## Direction
Reproduce each line of the material exactly, minus any picture.

## Raw data
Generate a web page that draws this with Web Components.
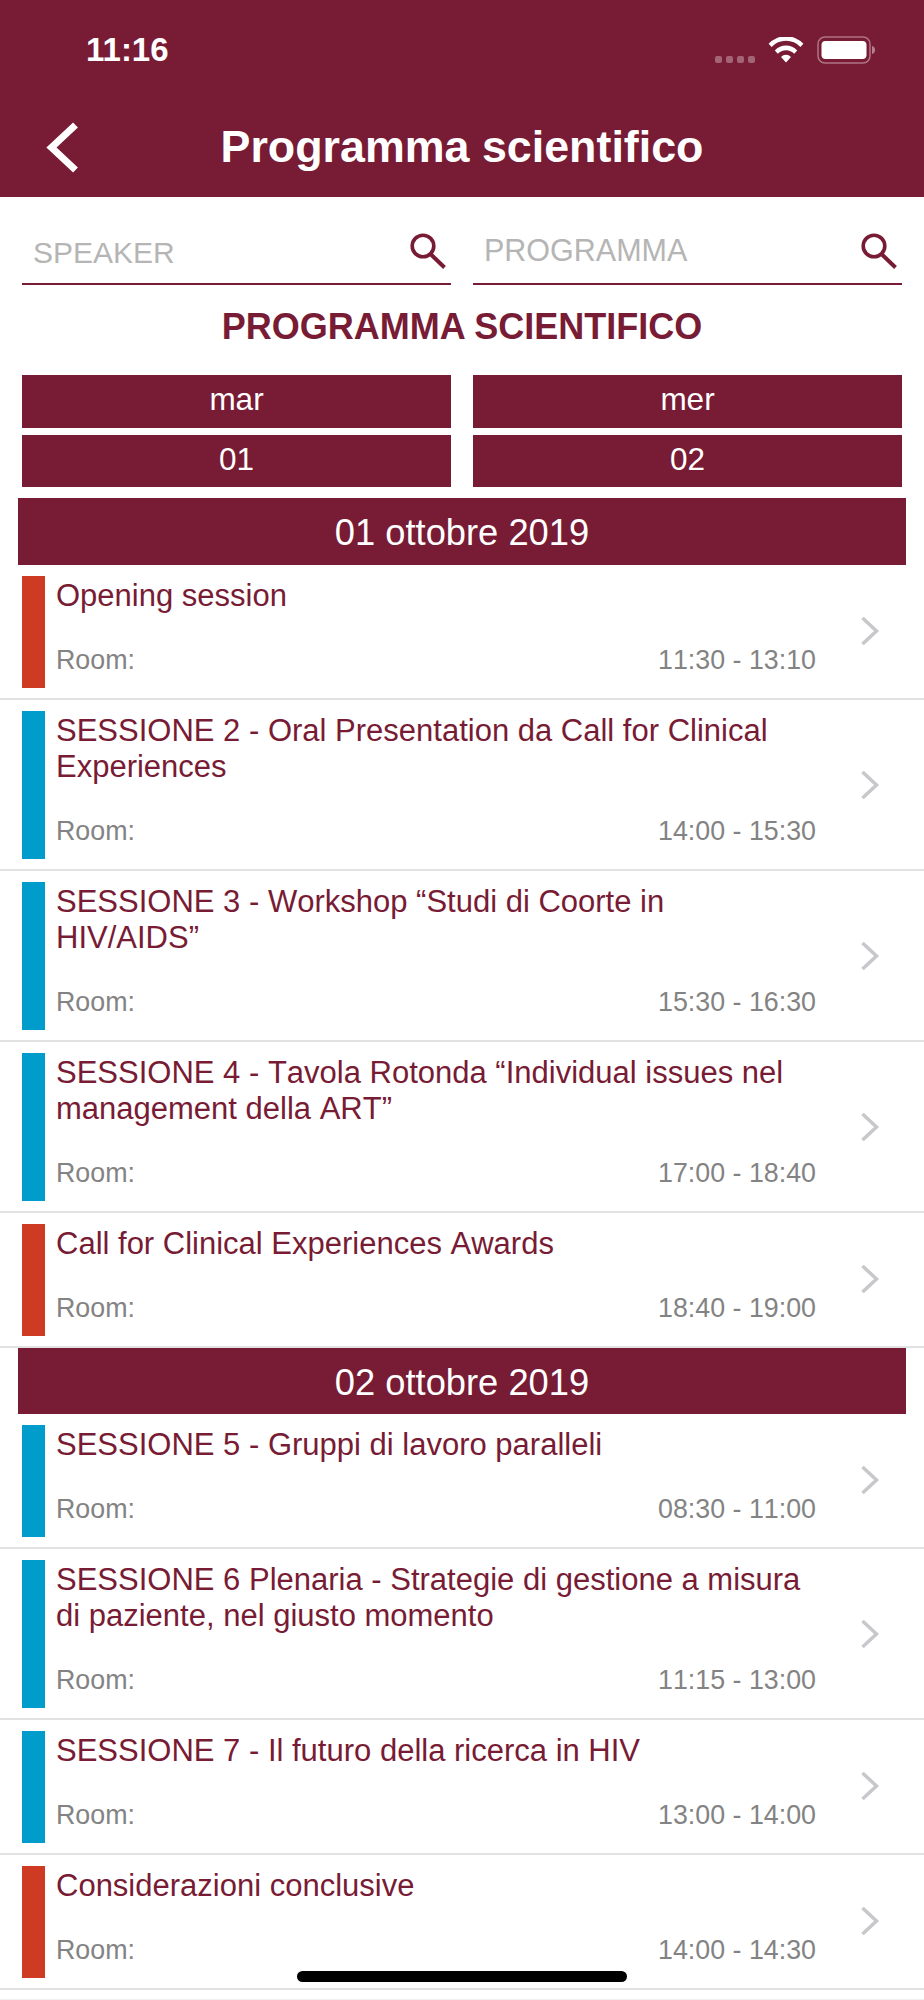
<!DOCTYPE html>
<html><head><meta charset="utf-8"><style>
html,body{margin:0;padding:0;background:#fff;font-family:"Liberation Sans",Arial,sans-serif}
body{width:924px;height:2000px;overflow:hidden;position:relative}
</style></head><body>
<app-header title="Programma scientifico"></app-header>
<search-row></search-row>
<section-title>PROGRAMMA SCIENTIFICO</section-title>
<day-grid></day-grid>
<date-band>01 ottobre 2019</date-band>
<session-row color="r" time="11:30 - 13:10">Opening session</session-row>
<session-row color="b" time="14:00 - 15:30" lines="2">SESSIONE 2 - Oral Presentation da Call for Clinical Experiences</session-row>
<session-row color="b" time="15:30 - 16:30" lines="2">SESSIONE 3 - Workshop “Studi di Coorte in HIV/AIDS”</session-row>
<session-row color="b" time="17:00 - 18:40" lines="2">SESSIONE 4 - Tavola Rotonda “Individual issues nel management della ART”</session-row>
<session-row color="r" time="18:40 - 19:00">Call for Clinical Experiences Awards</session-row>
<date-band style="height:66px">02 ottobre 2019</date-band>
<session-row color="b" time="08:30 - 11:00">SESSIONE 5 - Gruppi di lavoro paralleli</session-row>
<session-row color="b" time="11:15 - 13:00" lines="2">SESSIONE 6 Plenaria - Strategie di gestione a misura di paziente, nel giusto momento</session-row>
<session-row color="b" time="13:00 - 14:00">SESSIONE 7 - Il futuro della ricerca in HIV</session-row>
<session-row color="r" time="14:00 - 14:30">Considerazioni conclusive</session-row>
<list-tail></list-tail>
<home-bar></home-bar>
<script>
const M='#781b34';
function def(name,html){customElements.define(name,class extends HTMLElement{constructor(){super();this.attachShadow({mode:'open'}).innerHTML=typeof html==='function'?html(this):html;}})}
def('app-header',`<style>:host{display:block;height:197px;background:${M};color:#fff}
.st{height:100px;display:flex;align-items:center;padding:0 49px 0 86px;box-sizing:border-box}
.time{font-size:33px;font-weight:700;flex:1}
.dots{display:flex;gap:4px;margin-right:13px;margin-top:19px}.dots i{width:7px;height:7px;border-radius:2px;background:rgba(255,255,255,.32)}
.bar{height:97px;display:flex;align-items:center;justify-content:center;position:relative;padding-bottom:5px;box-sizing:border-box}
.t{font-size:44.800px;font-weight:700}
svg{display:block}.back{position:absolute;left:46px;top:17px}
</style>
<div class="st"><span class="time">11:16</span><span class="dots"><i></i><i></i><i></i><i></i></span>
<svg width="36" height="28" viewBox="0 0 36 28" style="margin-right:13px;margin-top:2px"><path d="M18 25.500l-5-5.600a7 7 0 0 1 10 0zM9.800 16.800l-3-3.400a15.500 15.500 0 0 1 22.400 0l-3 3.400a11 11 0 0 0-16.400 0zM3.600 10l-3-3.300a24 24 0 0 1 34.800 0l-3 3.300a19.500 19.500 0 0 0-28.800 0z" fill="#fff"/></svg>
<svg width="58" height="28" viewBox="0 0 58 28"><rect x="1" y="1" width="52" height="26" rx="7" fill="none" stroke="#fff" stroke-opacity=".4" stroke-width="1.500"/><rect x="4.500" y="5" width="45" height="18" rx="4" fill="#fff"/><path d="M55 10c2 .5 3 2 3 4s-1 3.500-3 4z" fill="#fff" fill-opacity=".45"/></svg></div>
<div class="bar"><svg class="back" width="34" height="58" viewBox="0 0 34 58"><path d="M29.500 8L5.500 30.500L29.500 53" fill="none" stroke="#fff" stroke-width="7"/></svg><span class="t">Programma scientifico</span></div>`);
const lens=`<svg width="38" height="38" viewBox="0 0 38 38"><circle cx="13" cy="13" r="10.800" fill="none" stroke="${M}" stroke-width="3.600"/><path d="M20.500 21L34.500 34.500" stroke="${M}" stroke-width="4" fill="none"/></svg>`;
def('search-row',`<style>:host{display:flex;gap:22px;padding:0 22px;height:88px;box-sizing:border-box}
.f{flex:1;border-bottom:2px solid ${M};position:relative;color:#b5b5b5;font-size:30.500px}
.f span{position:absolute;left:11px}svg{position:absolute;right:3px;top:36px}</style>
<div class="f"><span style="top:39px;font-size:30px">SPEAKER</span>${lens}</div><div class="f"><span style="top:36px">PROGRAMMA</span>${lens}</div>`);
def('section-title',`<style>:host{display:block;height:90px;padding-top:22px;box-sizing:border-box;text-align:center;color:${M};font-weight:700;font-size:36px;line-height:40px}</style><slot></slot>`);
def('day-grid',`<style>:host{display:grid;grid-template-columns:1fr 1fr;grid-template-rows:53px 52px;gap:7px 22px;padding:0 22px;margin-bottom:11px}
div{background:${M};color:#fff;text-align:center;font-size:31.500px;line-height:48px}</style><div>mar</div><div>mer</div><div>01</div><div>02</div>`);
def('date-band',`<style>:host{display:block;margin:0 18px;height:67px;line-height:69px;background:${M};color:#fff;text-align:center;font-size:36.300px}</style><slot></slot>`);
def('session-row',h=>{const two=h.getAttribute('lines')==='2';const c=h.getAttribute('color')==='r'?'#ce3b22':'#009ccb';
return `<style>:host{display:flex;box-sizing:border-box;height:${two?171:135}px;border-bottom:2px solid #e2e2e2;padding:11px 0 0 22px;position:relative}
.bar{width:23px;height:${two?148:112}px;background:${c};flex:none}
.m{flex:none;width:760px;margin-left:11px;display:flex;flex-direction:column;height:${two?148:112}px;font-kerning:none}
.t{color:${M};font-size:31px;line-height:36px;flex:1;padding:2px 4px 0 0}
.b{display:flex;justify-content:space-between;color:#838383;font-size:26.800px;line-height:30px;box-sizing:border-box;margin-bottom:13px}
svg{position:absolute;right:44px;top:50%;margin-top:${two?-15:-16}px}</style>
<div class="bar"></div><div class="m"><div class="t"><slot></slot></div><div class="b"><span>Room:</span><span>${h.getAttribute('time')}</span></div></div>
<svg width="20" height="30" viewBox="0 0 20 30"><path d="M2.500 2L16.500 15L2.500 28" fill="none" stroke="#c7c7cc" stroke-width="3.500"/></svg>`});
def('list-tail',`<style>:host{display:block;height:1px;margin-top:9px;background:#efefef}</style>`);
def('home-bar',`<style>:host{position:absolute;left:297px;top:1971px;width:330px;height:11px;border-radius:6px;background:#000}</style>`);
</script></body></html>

## Task response
Generate a web page that draws this with Web Components.
<!DOCTYPE html>
<html><head><meta charset="utf-8"><style>
html,body{margin:0;padding:0;background:#fff;font-family:"Liberation Sans",Arial,sans-serif}
body{width:924px;height:2000px;overflow:hidden;position:relative}
</style></head><body>
<app-header title="Programma scientifico"></app-header>
<search-row></search-row>
<section-title>PROGRAMMA SCIENTIFICO</section-title>
<day-grid></day-grid>
<date-band>01 ottobre 2019</date-band>
<session-row color="r" time="11:30 - 13:10">Opening session</session-row>
<session-row color="b" time="14:00 - 15:30" lines="2">SESSIONE 2 - Oral Presentation da Call for Clinical Experiences</session-row>
<session-row color="b" time="15:30 - 16:30" lines="2">SESSIONE 3 - Workshop “Studi di Coorte in HIV/AIDS”</session-row>
<session-row color="b" time="17:00 - 18:40" lines="2">SESSIONE 4 - Tavola Rotonda “Individual issues nel management della ART”</session-row>
<session-row color="r" time="18:40 - 19:00">Call for Clinical Experiences Awards</session-row>
<date-band style="height:66px">02 ottobre 2019</date-band>
<session-row color="b" time="08:30 - 11:00">SESSIONE 5 - Gruppi di lavoro paralleli</session-row>
<session-row color="b" time="11:15 - 13:00" lines="2">SESSIONE 6 Plenaria - Strategie di gestione a misura di paziente, nel giusto momento</session-row>
<session-row color="b" time="13:00 - 14:00">SESSIONE 7 - Il futuro della ricerca in HIV</session-row>
<session-row color="r" time="14:00 - 14:30">Considerazioni conclusive</session-row>
<list-tail></list-tail>
<home-bar></home-bar>
<script>
const M='#781b34';
function def(name,html){customElements.define(name,class extends HTMLElement{constructor(){super();this.attachShadow({mode:'open'}).innerHTML=typeof html==='function'?html(this):html;}})}
def('app-header',`<style>:host{display:block;height:197px;background:${M};color:#fff}
.st{height:100px;display:flex;align-items:center;padding:0 49px 0 86px;box-sizing:border-box}
.time{font-size:33px;font-weight:700;flex:1}
.dots{display:flex;gap:4px;margin-right:13px;margin-top:19px}.dots i{width:7px;height:7px;border-radius:2px;background:rgba(255,255,255,.32)}
.bar{height:97px;display:flex;align-items:center;justify-content:center;position:relative;padding-bottom:5px;box-sizing:border-box}
.t{font-size:44.800px;font-weight:700}
svg{display:block}.back{position:absolute;left:46px;top:17px}
</style>
<div class="st"><span class="time">11:16</span><span class="dots"><i></i><i></i><i></i><i></i></span>
<svg width="36" height="28" viewBox="0 0 36 28" style="margin-right:13px;margin-top:2px"><path d="M18 25.500l-5-5.600a7 7 0 0 1 10 0zM9.800 16.800l-3-3.400a15.500 15.500 0 0 1 22.400 0l-3 3.400a11 11 0 0 0-16.400 0zM3.600 10l-3-3.300a24 24 0 0 1 34.800 0l-3 3.300a19.500 19.500 0 0 0-28.800 0z" fill="#fff"/></svg>
<svg width="58" height="28" viewBox="0 0 58 28"><rect x="1" y="1" width="52" height="26" rx="7" fill="none" stroke="#fff" stroke-opacity=".4" stroke-width="1.500"/><rect x="4.500" y="5" width="45" height="18" rx="4" fill="#fff"/><path d="M55 10c2 .5 3 2 3 4s-1 3.500-3 4z" fill="#fff" fill-opacity=".45"/></svg></div>
<div class="bar"><svg class="back" width="34" height="58" viewBox="0 0 34 58"><path d="M29.500 8L5.500 30.500L29.500 53" fill="none" stroke="#fff" stroke-width="7"/></svg><span class="t">Programma scientifico</span></div>`);
const lens=`<svg width="38" height="38" viewBox="0 0 38 38"><circle cx="13" cy="13" r="10.800" fill="none" stroke="${M}" stroke-width="3.600"/><path d="M20.500 21L34.500 34.500" stroke="${M}" stroke-width="4" fill="none"/></svg>`;
def('search-row',`<style>:host{display:flex;gap:22px;padding:0 22px;height:88px;box-sizing:border-box}
.f{flex:1;border-bottom:2px solid ${M};position:relative;color:#b5b5b5;font-size:30.500px}
.f span{position:absolute;left:11px}svg{position:absolute;right:3px;top:36px}</style>
<div class="f"><span style="top:39px;font-size:30px">SPEAKER</span>${lens}</div><div class="f"><span style="top:36px">PROGRAMMA</span>${lens}</div>`);
def('section-title',`<style>:host{display:block;height:90px;padding-top:22px;box-sizing:border-box;text-align:center;color:${M};font-weight:700;font-size:36px;line-height:40px}</style><slot></slot>`);
def('day-grid',`<style>:host{display:grid;grid-template-columns:1fr 1fr;grid-template-rows:53px 52px;gap:7px 22px;padding:0 22px;margin-bottom:11px}
div{background:${M};color:#fff;text-align:center;font-size:31.500px;line-height:48px}</style><div>mar</div><div>mer</div><div>01</div><div>02</div>`);
def('date-band',`<style>:host{display:block;margin:0 18px;height:67px;line-height:69px;background:${M};color:#fff;text-align:center;font-size:36.300px}</style><slot></slot>`);
def('session-row',h=>{const two=h.getAttribute('lines')==='2';const c=h.getAttribute('color')==='r'?'#ce3b22':'#009ccb';
return `<style>:host{display:flex;box-sizing:border-box;height:${two?171:135}px;border-bottom:2px solid #e2e2e2;padding:11px 0 0 22px;position:relative}
.bar{width:23px;height:${two?148:112}px;background:${c};flex:none}
.m{flex:none;width:760px;margin-left:11px;display:flex;flex-direction:column;height:${two?148:112}px;font-kerning:none}
.t{color:${M};font-size:31px;line-height:36px;flex:1;padding:2px 4px 0 0}
.b{display:flex;justify-content:space-between;color:#838383;font-size:26.800px;line-height:30px;box-sizing:border-box;margin-bottom:13px}
svg{position:absolute;right:44px;top:50%;margin-top:${two?-15:-16}px}</style>
<div class="bar"></div><div class="m"><div class="t"><slot></slot></div><div class="b"><span>Room:</span><span>${h.getAttribute('time')}</span></div></div>
<svg width="20" height="30" viewBox="0 0 20 30"><path d="M2.500 2L16.500 15L2.500 28" fill="none" stroke="#c7c7cc" stroke-width="3.500"/></svg>`});
def('list-tail',`<style>:host{display:block;height:1px;margin-top:9px;background:#efefef}</style>`);
def('home-bar',`<style>:host{position:absolute;left:297px;top:1971px;width:330px;height:11px;border-radius:6px;background:#000}</style>`);
</script></body></html>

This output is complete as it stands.